The Supreme Court's Registrar says that "no significant backlog" was allowed to develop in the court during 2021, despite the impact of COVID-19 restrictions.
John Mahon's comments came in the court's annual report for 2021, published today (20 December).
Writing in the report, Chief Justice Donal O'Donnell (pictured) said that, while physical hearings resumed in October 2021, the shift towards deploying and embracing technology continued.
"The continued conducting of case-management hearings remotely contributed to the efficient and effective use of court time, and the court's judgments were delivered electronically throughout the legal year," he wrote.
A revised practice direction (SC 19) incorporated these new practices, and also set an indicative timeline of 13 to 16 weeks from the grant of leave to appeal to the hearing of an appeal.
During 2021, the average waiting time from the filing of complete documents linked to an application for leave to appeal to the Supreme Court's determination on the application was 5.5 weeks.

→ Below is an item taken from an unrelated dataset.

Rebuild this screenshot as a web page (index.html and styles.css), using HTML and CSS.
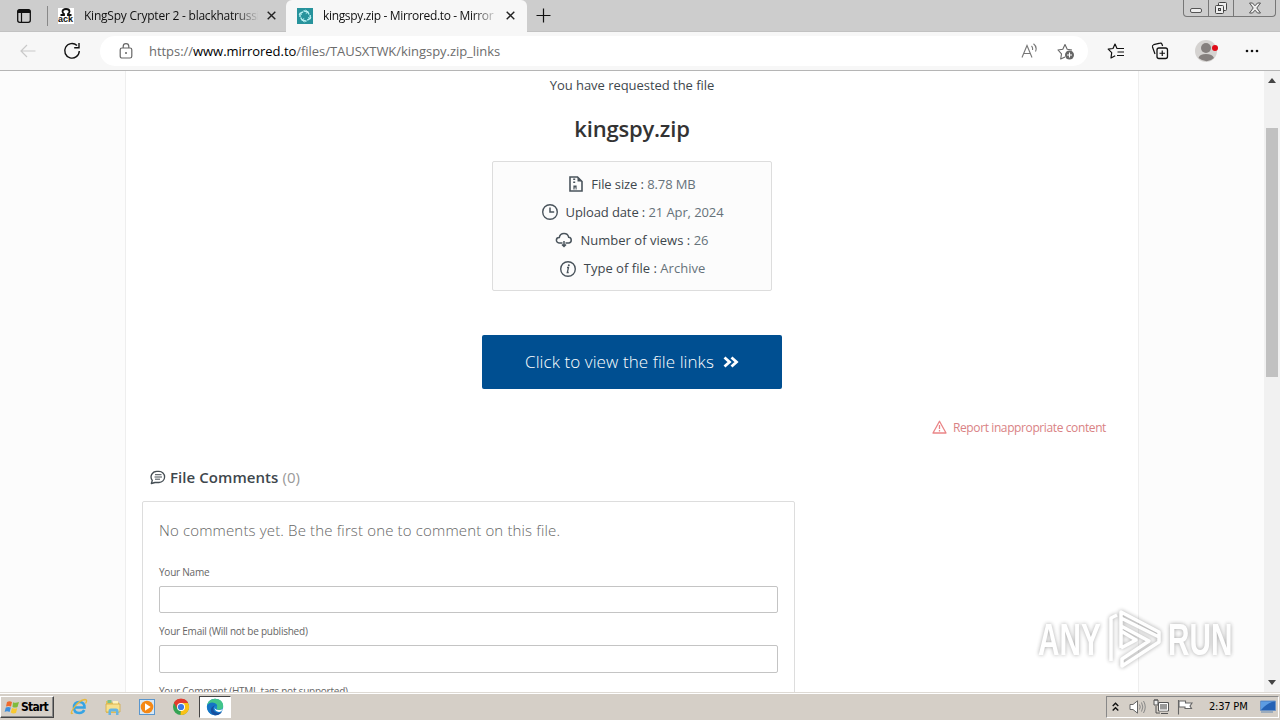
FILE: index.html
```html
<!DOCTYPE html>
<html lang="en">
<head>
    <meta charset="UTF-8">
    <title>kingspy.zip - Mirrored.to</title>
    <link rel="stylesheet" href="styles.css">
</head>
<body>
<div class="tabs">
    <svg class="tab-menu" width="16" height="16" viewBox="0 0 16 16"><rect x="1.7" y="1.7" width="12.6" height="12.6" rx="2" fill="none" stroke="#111" stroke-width="1.3"/><path d="M1.5 3.5a2 2 0 0 1 2-2h9a2 2 0 0 1 2 2V5h-13z" fill="#111"/><path d="M5.5 5v9" stroke="#111" stroke-width="1.2"/></svg>
    <span class="divider"></span>
    <div class="tab first">
        <span class="fav"><svg width="16" height="8" viewBox="0 0 16 8"><path d="M2.5 7H6V6Q4.500 5 4.500 3.500Q4.500 1 8 1t3.500 2.500Q11.500 5 10 6v1h3.500" fill="none" stroke="#111" stroke-width="1.800"/></svg><b>ack</b></span>
        <span class="tab-title">KingSpy Crypter 2 - blackhatrussi</span>
        <svg class="x" width="9" height="9" viewBox="0 0 9 9"><path d="M.7.7l7.600 7.600M8.300.7L.7 8.300" stroke="#222" stroke-width="1.400"/></svg>
    </div>
    <div class="tab active">
        <svg class="fav2" width="16" height="16" viewBox="0 0 16 16"><rect width="16" height="16" fill="#27939c"/><g fill="none" stroke="#b9f0f2" stroke-width="1.400"><path d="M3 9V5.500l3-1.700M6.500 2.800L11 4l1 2.500M13.200 7v3.500l-3 1.700M9.500 13.200L5 12l-1.300-2.500"/><path d="M2 7l1.200-1.700L5 6.500M8.500 2L11 4 8.800 5.500M14 9l-1 1.700L11 9.500M7.500 14L5 12l2.200-1.500" stroke-width="1"/></g></svg>
        <span class="tab-title">kingspy.zip - Mirrored.to - Mirror</span>
        <svg class="x" width="9" height="9" viewBox="0 0 9 9"><path d="M.7.7l7.600 7.600M8.300.7L.7 8.300" stroke="#222" stroke-width="1.400"/></svg>
    </div>
    <svg class="plus" width="15" height="15" viewBox="0 0 15 15"><path d="M7.500 .5v14M.5 7.500h14" stroke="#111" stroke-width="1.200"/></svg>
    <div class="winbtns">
        <span class="wb"><svg width="14" height="16" viewBox="0 0 14 16"><rect x="1.500" y="8.500" width="11" height="4" rx="1.500" fill="#eee" stroke="#555"/></svg></span>
        <span class="wb"><svg width="14" height="16" viewBox="0 0 14 16"><rect x="4.500" y="2.500" width="8" height="8" rx="1" fill="#eee" stroke="#444"/><rect x="1.500" y="5.500" width="8" height="8" rx="1" fill="#eee" stroke="#444"/><rect x="4.500" y="8.500" width="2" height="2" fill="#ccc" stroke="#444"/></svg></span>
        <span class="wb last"><svg width="14" height="16" viewBox="0 0 14 16"><path d="M1.500 3h3L7 5.800 9.500 3h3L8.800 8l3.700 5h-3L7 10.200 4.500 13h-3l3.700-5z" fill="#eee" stroke="#555"/></svg></span>
    </div>
</div>

<div class="toolbar">
    <svg class="back" width="16" height="14" viewBox="0 0 16 14"><path d="M15.500 7H1M7 1L1 7l6 6" fill="none" stroke="#c9c9c9" stroke-width="1.200"/></svg>
    <svg class="reload" width="18" height="18" viewBox="0 0 18 18"><path d="M14 3.500A7.300 7.300 0 1 0 16.300 9M16 1v4.800h-4.800" fill="none" stroke="#111" stroke-width="1.400"/></svg>
    <div class="address">
        <svg class="lock" width="14" height="16" viewBox="0 0 14 16"><rect x="1.200" y="5" width="11.600" height="10" rx="1.800" fill="none" stroke="#666" stroke-width="1.200"/><path d="M4.200 5V3.500a2.800 2.800 0 0 1 5.600 0V5" fill="none" stroke="#666" stroke-width="1.200"/><circle cx="7" cy="10" r="1" fill="#666"/></svg>
        <span class="url">https://<b>www.mirrored.to</b>/files/TAUSXTWK/kingspy.zip_links</span>
        <svg class="read" width="17" height="16" viewBox="0 0 17 16"><path d="M1 14.500L6 2.500l5 12M2.800 10.500h6.500M10.500 3q1.500 1.500 1 4M12.500 .8Q16.500 4 14.500 8.500" fill="none" stroke="#777" stroke-width="1.100"/></svg>
        <svg class="addfav" width="18" height="18" viewBox="0 0 18 18"><path d="M8 15l-4.300 2 .8-5.200L1 8l4.800-.7L8 2.500l2.200 4.800L15 8" fill="none" stroke="#666" stroke-width="1.100" stroke-linejoin="round"/><circle cx="12.500" cy="13" r="4.500" fill="#666"/><path d="M12.500 10.500v5M10 13h5" stroke="#fff" stroke-width="1.100"/></svg>
    </div>
    <svg class="favs" width="18" height="16" viewBox="0 0 18 16"><path d="M10.800 5.500H10L8 1 6 5.500l-4.800.7 3.500 3.500L4 15l4.200-2.300M10.500 5.500H17M10.500 9H17M10 12.500h7" fill="none" stroke="#111" stroke-width="1.200" stroke-linejoin="round"/></svg>
    <svg class="coll" width="18" height="18" viewBox="0 0 18 18"><rect x="6" y="6" width="10.500" height="10.500" rx="2" fill="none" stroke="#111" stroke-width="1.300"/><path d="M11.250 8.500v5.500M8.500 11.250H14M4 12L1.500 5Q1 3.300 2.700 2.700L9 1.200q1.500-.4 2 1L11.600 4" fill="none" stroke="#111" stroke-width="1.200"/></svg>
    <svg class="avatar" width="24" height="24" viewBox="0 0 24 24"><circle cx="12" cy="12" r="11" fill="#d5d3d1"/><circle cx="12" cy="9" r="5" fill="#85807e"/><path d="M4.500 19q1-4 7.500-4t8 4q-7 6.500-15.500 0z" fill="#85807e"/><circle cx="21" cy="9" r="3" fill="#e00b18"/></svg>
    <svg class="dots" width="14" height="4" viewBox="0 0 14 4"><g fill="#111"><circle cx="2" cy="2" r="1.300"/><circle cx="7" cy="2" r="1.300"/><circle cx="12" cy="2" r="1.300"/></g></svg>
</div>

<div class="view">
    <div class="page">
        <div class="request">You have requested the file</div>
        <h1>kingspy.zip</h1>
        <ul class="info">
            <li>
                <svg width="16" height="18" viewBox="0 0 16 18"><path d="M2 2h7.500L14 6.500V16H2z" fill="none" stroke="#4a545c" stroke-width="1.600"/><path d="M9.500 2v4.500H14z" fill="#4a545c"/><path d="M5.200 3.500h2v1.500h-2zM5.200 6.500h2V8h-2zM5.400 10.500h3.200v4H7.600v-2h-1v2H5.400z" fill="#4a545c"/></svg>
                <span class="size">File size : <em>8.78 MB</em></span>
            </li>
            <li>
                <svg width="18" height="18" viewBox="0 0 18 18"><circle cx="9" cy="9" r="7.300" fill="none" stroke="#4a545c" stroke-width="1.400"/><path d="M9 4.500V9h4.200" fill="none" stroke="#4a545c" stroke-width="1.500"/></svg>
                <span class="date">Upload date : <em>21 Apr, 2024</em></span>
            </li>
            <li>
                <svg width="18" height="18" viewBox="0 0 18 18"><path d="M7.500 12H4a2.700 2.700 0 0 1 .3-5.500A4.800 4.800 0 0 1 13.700 6.300a2.900 2.900 0 0 1 .3 5.700h-3.500M9 10v5M7 13.500L9 15.500l2-2" fill="none" stroke="#4a545c" stroke-width="1.500"/></svg>
                <span class="views">Number of views : <em>26</em></span>
            </li>
            <li>
                <svg width="18" height="18" viewBox="0 0 18 18"><circle cx="9" cy="10" r="7.300" fill="none" stroke="#4a545c" stroke-width="1.400"/><path d="M8 8.500h1.500L8.300 13.500h1.400" fill="none" stroke="#4a545c" stroke-width="1.300"/><circle cx="9.800" cy="6.300" r="1" fill="#4a545c"/></svg>
                <span class="type">Type of file : <em>Archive</em></span>
            </li>
        </ul>
        <a class="btn"><span>Click to view the file links</span><svg width="16" height="12" viewBox="0 0 16 12"><path d="M1.500 1.500L6.500 6l-5 4.500M8.500 1.500l5 4.500-5 4.500" fill="none" stroke="#fff" stroke-width="2.800"/></svg></a>
        <div class="report"><svg width="15" height="14" viewBox="0 0 15 14"><path d="M7.500 1.200L14 13H1z" fill="none" stroke="#ea8587" stroke-width="1.300" stroke-linejoin="round"/><path d="M7.500 5v4M7.500 10v1.500" stroke="#ea8587" stroke-width="1.300"/></svg><span>Report inappropriate content</span></div>
        <h2><svg width="16" height="15" viewBox="0 0 16 15"><path d="M1.300 13.500L2.300 10.500A5.700 5.700 0 0 1 7 1.300h2a5.500 5.500 0 0 1 0 11.200H5z" fill="none" stroke="#454e54" stroke-width="1.300" stroke-linejoin="round"/><path d="M5 4.700h6.500M4.500 7h7.500M5 9.200h5" stroke="#454e54" stroke-width="1"/></svg><span>File Comments <em>(0)</em></span></h2>
        <div class="comments">
            <p>No comments yet. Be the first one to comment on this file.</p>
            <label class="l1">Your Name</label>
            <div class="field"></div>
            <label class="l2">Your Email (Will not be published)</label>
            <div class="field tall"></div>
            <label class="l3">Your Comment (HTML tags not supported)</label>
        </div>
    </div>
    <div class="scroll">
        <svg width="8" height="5" viewBox="0 0 8 5"><path d="M0 5l4-5 4 5z" fill="#444"/></svg>
        <span class="thumb"></span>
        <svg class="down" width="8" height="5" viewBox="0 0 8 5"><path d="M0 0l4 5 4-5z" fill="#444"/></svg>
    </div>
</div>

<div class="taskbar">
    <div class="start"><svg width="16" height="16" viewBox="0 0 16 16"><path d="M3 3q2.500-1.500 5 0L7 7.500q-2.500-1.200-5 0z" fill="#ef6a2c"/><path d="M9 3.300q2.500 1.200 6-.3L13.500 8q-2.500 1-5 0z" fill="#7fbb3c"/><path d="M1.800 8.500q2.500-1.200 5 0L5.600 13Q3 11.500.6 13z" fill="#3d8fdd"/><path d="M8 9q2.500 1.200 5.200.2L12 14q-3 1-5.200-.5z" fill="#f9c930"/></svg><span>Start</span></div>
    <div class="task"><svg width="18" height="18" viewBox="0 0 18 18"><path d="M3.500 9.500h11Q14.500 4 9.300 4 4 4 4 9.500 4 15 9.300 15q3.500 0 4.900-3" fill="none" stroke="#36a4e4" stroke-width="2.600"/><path d="M3 15Q-.5 17 3 11 9 2 15 1.500q3 0 .5 4" fill="none" stroke="#e8b93c" stroke-width="1.300"/></svg></div>
    <div class="task"><svg width="18" height="18" viewBox="0 0 18 18"><path d="M2 3h5l1 1.500h7V15H2z" fill="#e6c45c"/><path d="M3.500 2h4v3h-4z" fill="#7cc08a"/><path d="M9 3h5v3H9z" fill="#fff3bd"/><path d="M2 6h14v8H2z" fill="#f7e08c" stroke="#d2ab45" stroke-width=".8"/><path d="M4.500 17v-4q0-2.500 2.500-2.500h5q2.500 0 2.500 2.500v4H12v-3.500H7V17z" fill="#65b5e4"/></svg></div>
    <div class="task"><svg width="18" height="18" viewBox="0 0 18 18"><rect x="1.500" y="1.500" width="15" height="15" fill="#d7e8f6" stroke="#5a96cd"/><circle cx="9" cy="9" r="6.300" fill="#f58815"/><path d="M7 5.300v7.400L12.700 9z" fill="#fff"/></svg></div>
    <div class="task"><svg width="18" height="18" viewBox="0 0 18 18"><circle cx="9" cy="9" r="8" fill="#34a353"/><path d="M9 9L2 5A8 8 0 0 1 16 5z" fill="#e33b2e"/><path d="M9 9V5h7A8 8 0 0 1 8.500 17z" fill="#fbc116"/><path d="M9 5h7A8 8 0 0 0 2 5l3.500 6z" fill="#e33b2e"/><circle cx="9" cy="9" r="4" fill="#fff"/><circle cx="9" cy="9" r="3.100" fill="#3c79e6"/></svg></div>
    <div class="task open"><svg width="18" height="18" viewBox="0 0 18 18"><circle cx="9" cy="9" r="8.200" fill="#1684cf"/><path d="M1 7Q3 .8 9 .8q7.500 0 8.200 7 0 4-4.200 4-3 0-2-2.300Q12 6 8 5.500 4 5 1 7z" fill="#42c58a"/><path d="M1 8q2-4 6.500-3.300Q11 5.500 11 8 8 7 7.500 10q0 4.500 7.500 4.500-3 3.500-7.500 2.500Q1 15.500 1 8z" fill="#1574c5"/><path d="M7.500 9q-1.500 5 4.500 6 2 .2 4-1.500-2 4-7 3.700Q4 16 5 11q.5-2.500 4-3.500z" fill="#174f9e"/><path d="M9 7.500q-1.500 4.500 4 4.500 2.500 0 4-1.500-1.500 4-5 3.300-4.500-1-3-6.300z" fill="#fff"/></svg></div>
    <div class="tray">
        <svg class="chev" width="7" height="10" viewBox="0 0 7 10"><path d="M.7 4L3.500 1.200 6.300 4M.7 8.500l2.800-2.800 2.800 2.800" fill="none" stroke="#111" stroke-width="1.400"/></svg>
        <svg class="snd" width="17" height="14" viewBox="0 0 17 14"><path d="M1 4.500h3L8.500.8v12.400L4 9.500H1z" fill="#fff" stroke="#666"/><path d="M10.500 4.500q1.500 2.500 0 5M12.500 2.500q2.700 4.500 0 9M14.500 1q3.500 6 0 12" fill="none" stroke="#888"/></svg>
        <svg class="net" width="17" height="16" viewBox="0 0 17 16"><rect x="5.500" y="3.500" width="10" height="8" fill="#999" stroke="#fff"/><path d="M5.500 12V3.500h10V12zM8 14.500h7M3 7v7h4" fill="none" stroke="#555"/><path d="M6.500 4.500h8v6.500h-8z" fill="none" stroke="#fff"/><path d="M1 1h4v5H1zM2 0v2M4 0v2" fill="#eee" stroke="#555"/></svg>
        <svg class="flag" width="17" height="16" viewBox="0 0 17 16"><path d="M1.500 1v14.500M2 2h6.500v2H15l-2 3 1.500 2.500H8V8H2z" fill="#fff" stroke="#666" stroke-width="1.100"/></svg>
        <span class="clock">2:37 PM</span>
        <svg class="desk" width="16" height="14" viewBox="0 0 16 14"><path d="M.5 1h15v9.500H.5z" fill="#2562b5" stroke="#6d93c4"/><path d="M1 10V1.500h13Q7 3 1 10z" fill="#5d9ce2"/><path d="M1 12h12" stroke="#8aa0b8" stroke-width="1.500"/></svg>
    </div>
</div>

<div class="watermark">
    <span class="any">ANY</span>
    <svg width="60" height="66" viewBox="0 0 60 66"><path d="M7 54V11l6-3M17 41V5l38 20v5L17 11M17 19l28 15-27 18v7l37-24v-5M17 41l15-8-15-9" fill="none" stroke="#fff" stroke-width="3.500" stroke-linejoin="round"/></svg>
    <span class="run">RUN</span>
</div>
</body>
</html>
```

FILE: styles.css
```css
*{
    box-sizing: border-box;
    margin: 0;
    padding: 0;
}
body{
    width: 1280px;
    height: 720px;
    overflow: hidden;
    display: flex;
    flex-direction: column;
    font-family: "Open Sans", "Noto Sans", sans-serif;
    font-size: 13px;
    background: #fff;
}
svg{
    display: block;
    flex: none;
}
em{
    font-style: normal;
}
span, label, p, h1{
    white-space: nowrap;
}

/* tab strip */
.tabs{
    height: 32px;
    flex: none;
    display: flex;
    align-items: center;
    background: #cdcdcd;
    border-bottom: 1px solid #c2c2c2;
}
.tab-menu{
    margin-left: 16px;
}
.divider{
    width: 1px;
    height: 20px;
    margin-left: 15px;
    background: #888;
}
.tab{
    height: 32px;
    display: flex;
    align-items: center;
    font-size: 12px;
    letter-spacing: -.23px;
    color: #111;
}
.first{
    width: 238px;
    padding-left: 10px;
}
.tab.active{
    width: 241px;
    padding-left: 11px;
    background: #f7f7f7;
    border-radius: 6px 6px 0 0;
}
.active .tab-title{
    letter-spacing: -.34px;
}
.fav{
    width: 16px;
    height: 16px;
    background: #fff;
    overflow: hidden;
}
.fav b{
    display: block;
    font: bold 9px/7px "Liberation Sans", Arial, sans-serif;
    letter-spacing: 0;
}
.tab-title{
    width: 174px;
    margin: 0 9px 0 10px;
    -webkit-mask-image: linear-gradient(90deg, #000 150px, transparent 176px);
    mask-image: linear-gradient(90deg, #000 150px, transparent 176px);
}
.plus{
    margin-left: 9px;
}
.winbtns{
    display: flex;
    align-self: flex-start;
    height: 17px;
    margin: 0 4px 0 auto;
    border: 1px solid #777;
    border-top: 0;
    border-radius: 0 0 4px 4px;
}
.wb{
    width: 25px;
    display: flex;
    justify-content: center;
    border-right: 1px solid #777;
}
.wb.last{
    width: 41px;
    border-right: 0;
}

/* toolbar */
.toolbar{
    height: 39px;
    flex: none;
    display: flex;
    align-items: center;
    background: #f7f7f7;
    border-bottom: 1px solid #b5b5b5;
}
.back{
    margin-left: 20px;
}
.reload{
    margin-left: 27px;
}
.address{
    width: 988px;
    height: 30px;
    margin-left: 19px;
    padding-left: 19px;
    display: flex;
    align-items: center;
    background: #fff;
    border-radius: 15px;
}
.url{
    flex: none;
    margin-left: 16px;
    font-size: 13px;
    letter-spacing: -.04px;
    color: #6c6c6c;
}
.url b{
    font-weight: normal;
    color: #000;
}
.read{
    margin-left: auto;
}
.addfav{
    margin: 0 13px 0 19px;
}
.favs{
    margin-left: 19px;
}
.coll{
    margin-left: 26px;
}
.avatar{
    margin-left: 25px;
}
.dots{
    margin-left: 27px;
}

/* page */
.view{
    flex: 1;
    min-height: 0;
    display: flex;
    background: #fcfcfc;
    overflow: hidden;
}
.page{
    width: 1014px;
    height: 760px;
    margin-left: 125px;
    flex: none;
    background: #fff;
    border-left: 1px solid #eee;
    border-right: 1px solid #eee;
    color: #3e474d;
}
.request{
    height: 29px;
    line-height: 29px;
    letter-spacing: -.04px;
    text-align: center;
}
h1{
    height: 58px;
    line-height: 56px;
    font-size: 22px;
    font-weight: 600;
    letter-spacing: -.2px;
    text-align: center;
    color: #333;
}
.info{
    width: 280px;
    height: 130px;
    margin: 3px auto 0;
    padding-top: 8px;
    background: #fcfcfc;
    border: 1px solid #ddd;
    border-radius: 2px;
    list-style: none;
}
.info li{
    height: 28px;
    display: flex;
    align-items: center;
    justify-content: center;
    gap: 7px;
}
.info em{
    color: #66727a;
}
.size{
    letter-spacing: -.1px;
}
.date{
    letter-spacing: -.1px;
}
.type, .views{
    letter-spacing: .02px;
}
.btn{
    width: 300px;
    height: 54px;
    margin: 44px auto 0;
    padding-bottom: 1px;
    display: flex;
    align-items: center;
    justify-content: center;
    gap: 9px;
    background: #004f91;
    border-radius: 2px;
    font-size: 17px;
    font-weight: 300;
    letter-spacing: .08px;
    color: #fff;
}
.report{
    height: 20px;
    margin: 28px 32px 0 0;
    display: flex;
    align-items: center;
    justify-content: flex-end;
    gap: 6px;
    font-size: 12px;
    letter-spacing: -.39px;
    color: #d98284;
}
h2{
    height: 24px;
    margin: 28px 0 0 24px;
    display: flex;
    align-items: center;
    gap: 4px;
    font-size: 15px;
    font-weight: 600;
    letter-spacing: .07px;
    color: #3e474d;
}
h2 em{
    font-weight: 400;
    color: #999;
}
.comments{
    width: 653px;
    height: 260px;
    margin: 12px 0 0 16px;
    padding: 16px;
    display: flex;
    flex-direction: column;
    border: 1px solid #ddd;
    border-radius: 2px;
    color: #666;
}
.comments p{
    height: 26px;
    line-height: 24px;
    font-size: 15px;
    font-weight: 300;
    letter-spacing: .15px;
}
.comments label{
    height: 14px;
    line-height: 13px;
    font-size: 10px;
    letter-spacing: -.23px;
}
.l1{
    margin-top: 22px;
}
.l2{
    margin-top: 12px;
}
.l3{
    margin-top: 12px;
}
.field{
    height: 27px;
    margin-top: 6px;
    border: 1px solid #c4c4c4;
    border-radius: 2px;
}
.field.tall{
    height: 28px;
}
.scroll{
    width: 16px;
    margin-left: auto;
    padding: 7px 0;
    display: flex;
    flex-direction: column;
    align-items: center;
    background: #f1f1f1;
}
.thumb{
    width: 12px;
    height: 249px;
    margin-top: 45px;
    background: #c1c1c1;
}
.down{
    margin-top: auto;
}

/* taskbar */
.taskbar{
    height: 28px;
    flex: none;
    display: flex;
    align-items: center;
    padding: 2px 1px 2px 0;
    background: #d5cfc7;
    border-top: 1px solid #dedad4;
    box-shadow: inset 0 1px #fff;
}
.start{
    width: 54px;
    height: 22px;
    margin-right: 9px;
    padding-left: 3px;
    display: flex;
    align-items: center;
    gap: 1px;
    border: 1px solid #fff;
    border-right-color: #444;
    border-bottom-color: #444;
    box-shadow: inset -1px -1px #888;
    font: bold 12px "DejaVu Sans Condensed", "DejaVu Sans", sans-serif;
    letter-spacing: -.75px;
    color: #000;
}
.task{
    width: 32px;
    height: 22px;
    margin-right: 2px;
    display: flex;
    align-items: center;
    justify-content: center;
}
.task.open{
    background: #fff;
    border: 1px solid #444;
    border-right-color: #fff;
    border-bottom-color: #fff;
}
.tray{
    width: 173px;
    height: 22px;
    margin-left: auto;
    padding-left: 5px;
    display: flex;
    align-items: center;
    border: 1px solid #888;
    border-right-color: #fff;
    border-bottom-color: #fff;
}
.snd{
    margin-left: 10px;
}
.net{
    margin-left: 7px;
}
.flag{
    margin-left: 7px;
}
.clock{
    width: 41px;
    margin-left: 15px;
    font: 11px "DejaVu Sans Condensed", "DejaVu Sans", sans-serif;
    letter-spacing: -.2px;
    color: #000;
}
.desk{
    margin-left: 10px;
}

.watermark{
    position: absolute;
    left: 1038px;
    top: 607px;
    height: 66px;
    display: flex;
    align-items: center;
    color: #fff;
    font: bold 45px/66px "Liberation Sans", Arial, sans-serif;
    filter: drop-shadow(0 0 2px rgba(0, 0, 0, .4));
    opacity: .85;
}
.watermark span{
    width: 66px;
    transform: scaleX(.66);
    transform-origin: left;
}
.watermark .run{
    margin-left: 4px;
}
```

The average length of time from the grant of leave to appeal, to the listing of an appeal, ranged from 14.5 weeks to 17 weeks in the four quarters of 2021.
In November 2021, the Supreme Court began publishing a short accompanying summary simultaneously with each judgment.
"I hope that these summaries will not only reflect the fact that decisions of the Supreme Court are of public importance, but that they will ensure that judgments of the court are as clear, digestible, and useful for as many people as possible," said the Chief Justice, who was appointed in October 2021.
Impact of restrictions
During 2021, the court determined 145 applications for leave, granting almost one-third of applications.
The number of applications represented an 8% drop compared with 2020, a knock-on effect from the continuing impact of restrictions on the High Court and Court of Appeal.
Leave to appeal was granted in 13 of the 41 'leapfrog' appeals that came directly from the High Court.
The court resolved 77 full appeals – up from 65 in 2020 – and delivered 101 judgments. There were five requests for a preliminary ruling from the Court of Justice of the European Union.